Extract all lines containing "index".

======

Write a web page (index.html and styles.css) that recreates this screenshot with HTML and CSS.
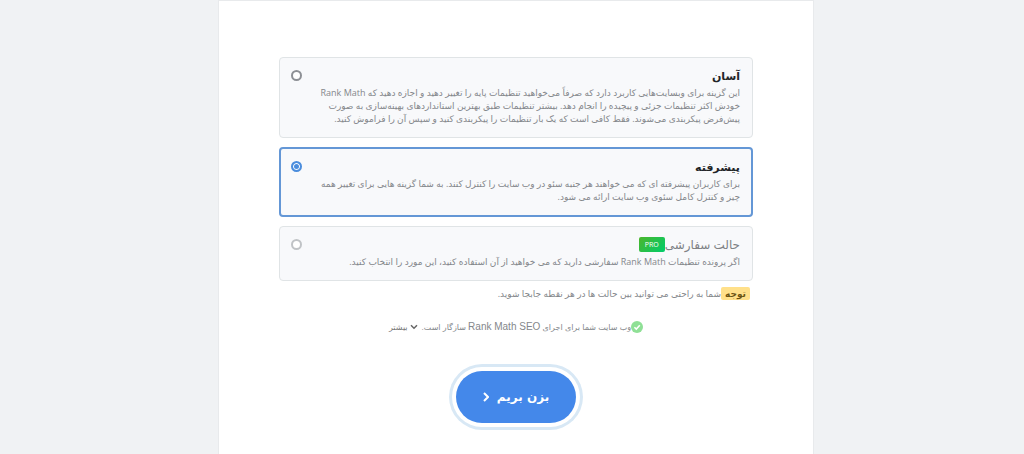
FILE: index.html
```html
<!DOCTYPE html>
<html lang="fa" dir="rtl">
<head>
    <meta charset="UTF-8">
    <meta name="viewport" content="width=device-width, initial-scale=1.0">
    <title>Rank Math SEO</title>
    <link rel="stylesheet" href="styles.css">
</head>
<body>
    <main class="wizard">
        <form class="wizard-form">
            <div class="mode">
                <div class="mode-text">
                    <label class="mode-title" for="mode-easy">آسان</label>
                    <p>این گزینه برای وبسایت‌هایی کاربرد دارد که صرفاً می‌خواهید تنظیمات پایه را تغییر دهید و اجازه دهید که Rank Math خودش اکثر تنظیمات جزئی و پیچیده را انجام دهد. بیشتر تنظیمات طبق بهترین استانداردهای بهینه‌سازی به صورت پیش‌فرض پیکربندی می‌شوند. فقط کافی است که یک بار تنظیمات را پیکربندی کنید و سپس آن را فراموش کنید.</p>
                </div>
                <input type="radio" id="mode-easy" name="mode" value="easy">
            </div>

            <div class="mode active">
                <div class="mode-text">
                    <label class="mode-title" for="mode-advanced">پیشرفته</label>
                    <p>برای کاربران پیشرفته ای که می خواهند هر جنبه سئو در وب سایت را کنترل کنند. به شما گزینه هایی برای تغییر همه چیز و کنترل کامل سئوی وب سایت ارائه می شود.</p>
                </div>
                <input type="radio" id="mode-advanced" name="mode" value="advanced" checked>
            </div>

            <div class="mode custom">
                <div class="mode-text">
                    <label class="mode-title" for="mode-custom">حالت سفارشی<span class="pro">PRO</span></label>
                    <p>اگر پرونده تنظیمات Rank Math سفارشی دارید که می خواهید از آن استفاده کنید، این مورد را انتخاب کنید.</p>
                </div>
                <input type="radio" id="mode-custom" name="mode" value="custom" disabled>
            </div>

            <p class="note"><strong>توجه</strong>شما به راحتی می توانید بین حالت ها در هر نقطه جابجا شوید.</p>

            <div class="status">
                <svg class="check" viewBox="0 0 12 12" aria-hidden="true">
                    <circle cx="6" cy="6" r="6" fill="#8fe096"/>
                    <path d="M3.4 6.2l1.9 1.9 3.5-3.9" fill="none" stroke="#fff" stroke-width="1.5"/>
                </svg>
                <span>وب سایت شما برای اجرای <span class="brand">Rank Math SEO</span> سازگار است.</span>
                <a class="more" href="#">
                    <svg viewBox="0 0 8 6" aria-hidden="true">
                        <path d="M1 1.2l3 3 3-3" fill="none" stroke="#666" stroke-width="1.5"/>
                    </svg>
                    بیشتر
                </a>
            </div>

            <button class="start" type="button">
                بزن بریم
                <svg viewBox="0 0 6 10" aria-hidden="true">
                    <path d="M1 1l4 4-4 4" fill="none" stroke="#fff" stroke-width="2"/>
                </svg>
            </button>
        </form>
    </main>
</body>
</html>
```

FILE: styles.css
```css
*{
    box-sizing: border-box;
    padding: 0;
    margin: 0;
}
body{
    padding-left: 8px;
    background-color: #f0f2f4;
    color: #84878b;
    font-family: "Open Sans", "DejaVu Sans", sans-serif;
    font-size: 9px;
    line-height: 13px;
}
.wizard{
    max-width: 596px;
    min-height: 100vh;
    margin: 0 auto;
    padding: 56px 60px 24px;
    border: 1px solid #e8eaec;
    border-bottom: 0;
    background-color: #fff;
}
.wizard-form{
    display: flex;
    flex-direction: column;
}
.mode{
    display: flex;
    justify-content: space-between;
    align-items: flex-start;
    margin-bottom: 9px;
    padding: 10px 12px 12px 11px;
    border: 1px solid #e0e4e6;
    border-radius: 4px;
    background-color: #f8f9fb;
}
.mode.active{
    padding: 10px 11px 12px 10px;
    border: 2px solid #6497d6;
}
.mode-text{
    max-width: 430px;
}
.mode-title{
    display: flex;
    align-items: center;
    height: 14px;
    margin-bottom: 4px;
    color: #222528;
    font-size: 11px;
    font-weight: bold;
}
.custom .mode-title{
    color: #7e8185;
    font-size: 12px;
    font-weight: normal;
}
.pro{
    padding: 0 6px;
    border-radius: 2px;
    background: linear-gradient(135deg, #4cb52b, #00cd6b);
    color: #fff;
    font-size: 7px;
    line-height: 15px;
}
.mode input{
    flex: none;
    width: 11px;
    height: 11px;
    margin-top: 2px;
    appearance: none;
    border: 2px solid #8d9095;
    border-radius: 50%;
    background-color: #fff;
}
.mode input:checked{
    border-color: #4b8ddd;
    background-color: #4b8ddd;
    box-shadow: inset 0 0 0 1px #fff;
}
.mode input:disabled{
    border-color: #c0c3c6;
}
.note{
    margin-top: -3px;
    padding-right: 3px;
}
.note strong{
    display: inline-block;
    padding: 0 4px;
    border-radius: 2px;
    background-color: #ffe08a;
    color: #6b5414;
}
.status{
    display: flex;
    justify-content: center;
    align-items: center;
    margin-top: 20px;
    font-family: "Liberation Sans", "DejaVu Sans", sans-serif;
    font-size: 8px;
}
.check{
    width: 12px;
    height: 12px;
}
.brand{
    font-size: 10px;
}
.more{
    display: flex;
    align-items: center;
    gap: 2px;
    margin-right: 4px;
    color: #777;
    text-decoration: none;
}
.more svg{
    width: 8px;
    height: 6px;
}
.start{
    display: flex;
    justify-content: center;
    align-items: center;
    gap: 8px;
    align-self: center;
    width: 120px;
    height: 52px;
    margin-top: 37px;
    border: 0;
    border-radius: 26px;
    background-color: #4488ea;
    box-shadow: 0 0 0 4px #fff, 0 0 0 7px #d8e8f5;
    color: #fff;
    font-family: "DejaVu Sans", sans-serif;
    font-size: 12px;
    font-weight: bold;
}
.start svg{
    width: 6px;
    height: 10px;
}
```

======

- Expected answer
Write a web page (index.html and styles.css) that recreates this screenshot with HTML and CSS.
FILE: index.html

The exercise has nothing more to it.